Holy crow!  She was right.  I could see the problem and I was staying on top of it and I could see the solution.  Granted, it may be too late to address what I saw, but in the near future I will be able to navigate the problem and solve it before it actually becomes an issue.  I am not getting as knocked about by the environment and I am beginning to have a grasp on what the business is and how things move forward.

It is exciting.

And boy oh boy am I getting around on the computer, I can type a lot faster.  I am getting much more efficient on the MAC and I am still learning.  I feel like I am also not struggling as much with the learning process.  It’s like the analogy I heard tonight, I want to go to the gym already buffed and cut.  I don’t want to show up at the gym needing to work out.  I don’t want to do the work.  It’s uncomfortable and I am a perfectionist who has a difficult time letting people see that I don’t always have the answers.
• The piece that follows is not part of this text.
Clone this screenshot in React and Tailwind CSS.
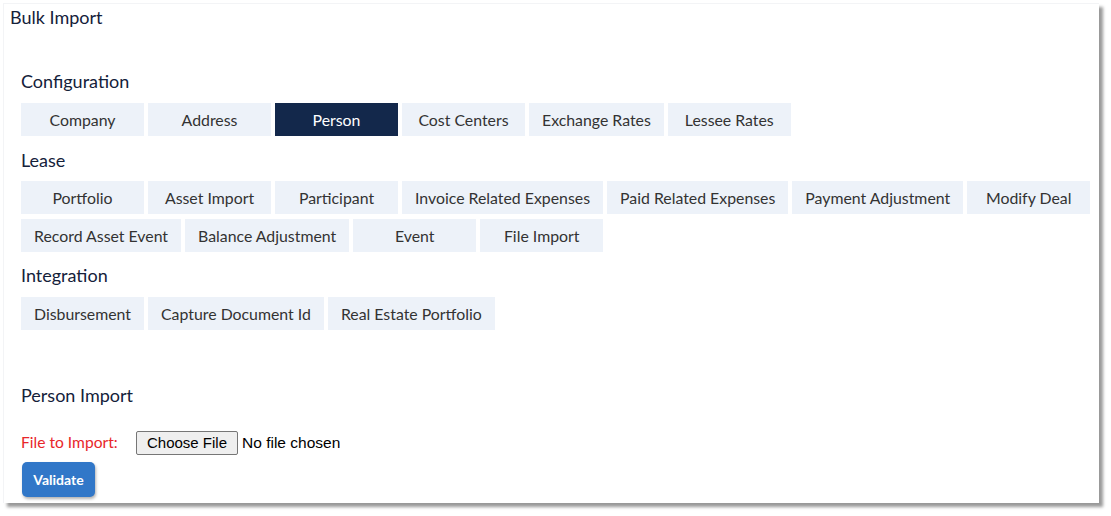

I had a moment today with a client on the phone where I did not want to acquiesce to the request that she was making, then I realized that it was not actually my call to make, not yet anyway, and I backed up, slowed down, and said, you know what, I may be the wrong person to talk to, let me get some one else better equipped to help you.

Who said that?

And it all worked out.  I was able to help, I didn’t get snitty with the customer and she got what she needed.

Win, win.

I know that I will still make mistakes, and I still have so much to learn, but it is happening and I can see the results starting to come together and that feels good.  It feels good to show up at work and actually be of service there instead of walking around feeling like I am going to cry  because I can’t get it together to figure out what needs to be done.  I get to keep showing up.

I get to keep moving too.  I get to explore this little pocket of the city now.  I look forward to getting to know you Bessie Street.  You seem really sweet and cute and I think this is going to be the perfect place to spend the holidays.

Thank you for accommodating me while my house is on fire.